O Mestrado Profissional em Saúde da Família (Profsaúde) e a Rede Brasileira de Educação e Trabalho Interprofissional em Saúde (ReBETIS) promoveram em 20 de agosto a Conferência Livre Nacional de Interprofissionalidade, com o tema "Estratégias para o fortalecimento da educação e do trabalho interprofissional no SUS".
O evento – cuja íntegra está disponível no YouTube – foi realizado no contexto da 4º Conferência Nacional de Gestão do Trabalho e da Educação na Saúde e buscou identificar os desafios entre trabalhadoras e trabalhadores do SUS para a promoção da equidade e o reconhecimento dos saberes e competências no dia-a-dia de trabalho no Sistema Único de Saúde (SUS).
Foram conferencistas as professoras Sylvia Batista e Marina Peduzzi; e moderadores a coordenadora acadêmica adjunta nacional do Profsaúde, Carla Teixeira; e o professor Cristiano Regis, do ReBETIS.
Pesquisadora do Observatório dos Técnicos em Saúde (OTS), Isabella Koster participou do evento e contribuiu para o debate questionando as conferencistas sobre a necessidade de abordar a interprofissionalidade entre as diferentes profissões, especialmente entre as de nível médio e superior, cujo trabalho se organiza de forma hierarquizada e a educação é fragmentada, fruto da divisão social do trabalho..
Peduzzi afirmou que “de fato se a gente pensa na hierarquia das profissões, nós temos a profissão médica como uma profissão dominante. Não é o médico individualmente, o ‘doutor João’, isto é estrutural. É como a sociedade se organizou nos últimos 200, 300 anos. Então no campo da saúde a ação central é a ação da Medicina, do saber médico. Em torno dessa ação, do saber médico, se organizam todas as outras ações. Isso constitui uma intensa hierarquia entre os agentes do trabalho. Na construção do SUS, nós temos tentado fazer uma resistência a isso o tempo inteiro, reconhecendo que a qualidade da atenção à saúde da população é uma resposta das intervenções que um número enorme de profissionais, com diferentes formações e competências, realizam”.

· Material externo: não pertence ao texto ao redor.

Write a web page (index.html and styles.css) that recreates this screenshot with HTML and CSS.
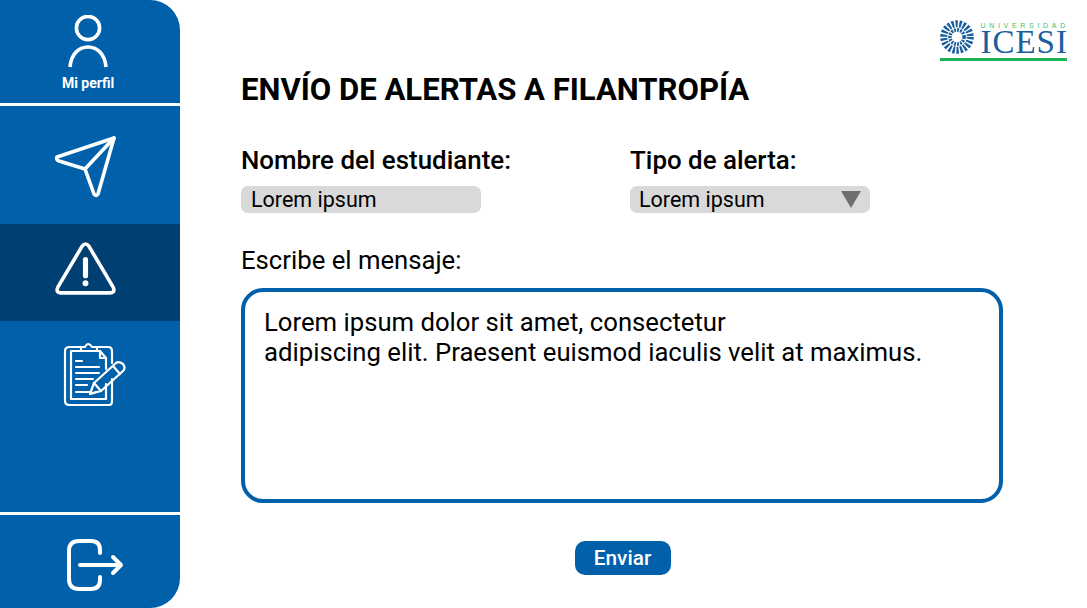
FILE: index.html
```html
<!DOCTYPE html>
<html lang="es">
<head>
<meta charset="utf-8">
<title>Envío de alertas a filantropía</title>
<link rel="stylesheet" href="styles.css">
</head>
<body>
<div class="app">
  <nav class="sidebar">
    <div class="nav-profile">
      <svg class="icon-user" width="40" height="54" viewBox="0 0 40 54" fill="none" stroke="#fff" stroke-width="3.6">
        <circle cx="20" cy="13" r="11.6"/>
        <path d="M2 52 C3 40 10 32 20 32 C30 32 37 40 38 52"/>
      </svg>
      <span class="nav-label">Mi perfil</span>
    </div>
    <div class="nav-send">
      <svg width="64" height="64" viewBox="0 0 64 64" fill="none" stroke="#fff" stroke-width="3.6" stroke-linejoin="round" stroke-linecap="round">
        <path d="M60 3 L3 22 Q1.500 24.500 5 26 L31 34 L40 59 Q42.500 62 44 59 Z"/>
        <path d="M60 3 L31 34"/>
      </svg>
    </div>
    <div class="nav-alert">
      <svg width="61" height="54" viewBox="0 0 64 56" fill="none" stroke="#fff" stroke-width="3.8" stroke-linejoin="round" stroke-linecap="round">
        <path d="M28.500 4 Q32 -0.500 35.500 4 L61 47 Q63.500 53 58 53 L6 53 Q0.500 53 3 47 Z"/>
        <path d="M32 18 L32 35" stroke-width="5.400"/>
        <circle cx="32" cy="43" r="3.100" fill="#fff" stroke="none"/>
      </svg>
    </div>
    <div class="nav-notes">
      <svg width="64" height="64" viewBox="0 0 64 64" fill="none" stroke="#fff" stroke-width="2.200" stroke-linejoin="round" stroke-linecap="round">
        <path d="M18 5 L7 5 Q2 5 2 9 L2 59 Q2 63 7 63 L46 63 Q49 63 49 59 L49 37"/>
        <path d="M34 5 L45 5 Q49 5 49 9 L49 21"/>
        <path d="M18 9 L18 5 L22 5 Q25 -1 29 5 L34 5 L34 9 Z"/>
        <path d="M18 9 L8 9 L8 57 L43 57 L43 42"/>
        <path d="M34 9 L37 9 L43 16 L43 27"/>
        <path d="M37 9 L37 16 L43 16"/>
        <path d="M13 19 L19 19 M13 25 L36 25 M13 31 L36 31 M13 37 L30 37 M13 43 L24 43 M13 50 L28 50" stroke-width="2.200"/>
        <path d="M27 52 L31 41 L53 21 Q56 19 60 22 Q63 26 60 29 L38 49 Z"/>
        <path d="M31 41 L38 49 M27 52 L33 50 M50 24 L57 32"/>
      </svg>
    </div>
    <div class="nav-spacer"></div>
    <div class="nav-logout">
      <svg width="58" height="52" viewBox="0 0 58 52" fill="none" stroke="#fff" stroke-width="4" stroke-linecap="round" stroke-linejoin="round">
        <path d="M33 14 L33 11 Q33 2 24 2 L12 2 Q2 2 2 12 L2 40 Q2 50 12 50 L24 50 Q33 50 33 41 L33 38"/>
        <path d="M13 26 L54 26 M46 18 L54 26 L46 34"/>
      </svg>
    </div>
  </nav>

  <main class="content">
    <header class="logo">
      <svg class="logo-wheel" width="34" height="34" viewBox="0 0 36 36" fill="none" stroke="#1a5e9e">
        <circle cx="18" cy="18" r="14" stroke-width="7.500" stroke-dasharray="2.400 1.600"/>
        <circle cx="18" cy="18" r="7.500" stroke-width="3.800" stroke-dasharray="2 1.200"/>
      </svg>
      <div class="logo-text">
        <span class="logo-top">UNIVERSIDAD</span>
        <span class="logo-name">ICESI</span>
      </div>
    </header>

    <h1 class="title">ENVÍO DE ALERTAS A FILANTROPÍA</h1>

    <div class="fields">
      <div class="field">
        <label class="label">Nombre del estudiante:</label>
        <div class="input">Lorem ipsum</div>
      </div>
      <div class="field">
        <label class="label">Tipo de alerta:</label>
        <div class="input select">Lorem ipsum<span class="arrow"></span></div>
      </div>
    </div>

    <p class="message-label">Escribe el mensaje:</p>
    <div class="message">Lorem ipsum dolor sit amet, consectetur<br>adipiscing elit. Praesent euismod iaculis velit at maximus.</div>

    <div class="actions"><button class="send" type="button">Enviar</button></div>
  </main>
</div>
</body>
</html>
```
FILE: styles.css
```css
* { box-sizing: border-box; }
html, body { margin: 0; height: 100%; }
body { background: #fff; color: #000; font-family: Roboto, "Liberation Sans", sans-serif; overflow: hidden; }
.app { display: flex; width: 1087px; height: 608px; }

.sidebar {
  width: 180px; height: 608px; flex: none;
  background: #0060aa;
  border-radius: 0 30px 30px 0;
  display: flex; flex-direction: column; align-items: stretch;
}
.sidebar > div { display: flex; align-items: center; justify-content: center; }
.nav-profile { height: 106px; border-bottom: 3px solid #fff; flex-direction: column; justify-content: flex-start !important; padding: 15px 4px 0 0; }
.nav-label { color: #fff; font-size: 14px; font-weight: 700; line-height: 16px; margin-top: 6px; }
.icon-user { display: block; }
.nav-send { height: 118px; padding: 4px 8px 0 0; }
.nav-alert { height: 97px; background: #003f72; padding: 0 10px 7px 0; }
.nav-notes { height: 108px; padding: 0 0 3px 10px; }
.nav-spacer { flex: 1; }
.nav-logout { height: 96px; border-top: 3px solid #fff; padding: 6px 0 0 11px; }

.content { flex: 1; padding: 20px 20px 0 61px; display: flex; flex-direction: column; position: relative; }

.logo { display: flex; justify-content: flex-end; align-items: flex-start; height: 41px; gap: 6px; }
.logo-text { display: flex; flex-direction: column; margin-right: -2px; }
.logo-wheel { display: block; }
.logo-top { font-family: "Liberation Sans", sans-serif; font-size: 7px; line-height: 9px; letter-spacing: 3.700px; color: #3dc06a; margin-top: 1px; white-space: nowrap; }
.logo-name { font-family: "Liberation Serif", serif; font-size: 33px; line-height: 24px; letter-spacing: 1px; color: #1a5e9e; }
.logo::after { content: ""; position: absolute; right: 20px; top: 58px; width: 127px; height: 3px; background: #1fb25a; }

.title { margin: 9px 0 0; font-size: 31.100px; font-weight: 700; line-height: 40px; height: 40px; white-space: nowrap; }

.fields { display: flex; gap: 149px; margin-top: 35px; }
.field { width: 240px; }
.label { display: block; font-size: 25.900px; font-weight: 500; line-height: 30px; white-space: nowrap; }
.input { height: 27px; margin-top: 11px; background: #d9d9d9; border-radius: 7px; padding-left: 10px; font-size: 21.500px; line-height: 27px; position: relative; }
.select { display: flex; align-items: center; justify-content: space-between; padding: 0 9px; }
.arrow { width: 0; height: 0; border-left: 10px solid transparent; border-right: 10px solid transparent; border-top: 17px solid #6e6e6e; }

.message-label { margin: 32px 0 0; font-size: 25.700px; line-height: 30px; }
.message { width: 762px; height: 215px; margin-top: 13px; border: 4px solid #0060aa; border-radius: 22px; padding: 15px 19px; font-size: 25.700px; line-height: 30px; white-space: nowrap; }

.actions { width: 762px; display: flex; justify-content: center; margin-top: 38px; }
.send { width: 96px; height: 34px; border: 0; border-radius: 10px; background: #0060aa; color: #fff; font-family: inherit; font-size: 20.800px; font-weight: 500; padding: 0; margin-left: 1px; }
```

A conferencista respondeu ainda à pergunta de Koster sobre como implantar medidas estruturantes que possam intervir na formação que ocorre essencialmente pela iniciativa privada. “A formação da enfermagem é um exemplo. Na formação técnica, ocorre 82% na iniciativa privada, onde 84% das trabalhadoras, mulheres negras, atuam no SUS, segundo os dados do Observatório dos Técnicos em Saúde”, questionou.
De acordo com Peduzzi, o crescimento “sem regulação e desgovernado” do ensino no setor privado ocorrido nas últimas três décadas é uma questão que atravessa e impacta na interprofissionalidade.
“A construção da formação e prática interprofissional é contra-hegemônica, ela vai na direção de ampliar a concepção de saúde, de cuidado, das responsabilidades que nós compartilhamos para garantir acesso a todos. Essa é uma questão que diz respeito a nós, sem dúvida, e quando a gente fala de equidade, como a SGTES/MS está provocando e vamos lá discutir na Conferência Nacional para o âmbito dos trabalhadores de saúde, entramos num contexto de forte tensão”.
Esta tensão, na visão da conferencista, é oriunda de múltiplas contradições. “O que está por trás das diferenças e desigualdades de gênero, do racismo e das profissões e ocupações de saúde são as classes sociais. Quem tem acesso à formação, à educação, e qual é o caminho a trajetória que as pessoas têm oportunidade de percorrer e se preparar para entrar no trabalho? Aí nós entramos realmente num campo de muita tensão, que está na interprofissionalidade”, indica.
Peduzzi citou estudos que demonstram que no interior da enfermagem, vem aumentando o número de homens, hoje em dia em torno de 15%, mas que os mesmos sobem mais na hierarquia dos serviços de saúde do que as enfermeiras mulheres, que compõem 85% da categoria. “São pesquisas feitas fora do Brasil, mas que dizem muito respeito a nós também, então é impressionante como o tempo todo a gente reproduz essas iniquidades de gênero, de raça e de profissão”, concluiu.
Para a pesquisadora do OTS, o debate acima foi frutífero e repercutiu nas sugestões das e dos participantes sobre as diretrizes e propostas que serão encaminhadas para a 4º CNGTES, em dezembro. “Considerando a interprofissionalidade como um princípio formativo, os grupos de trabalho sugeriram a inclusão da formação técnica, para além da graduação e pós-graduação que já estavam contempladas no texto base apresentado pelas entidades promotoras na conferência”, atestou Isabella Koster.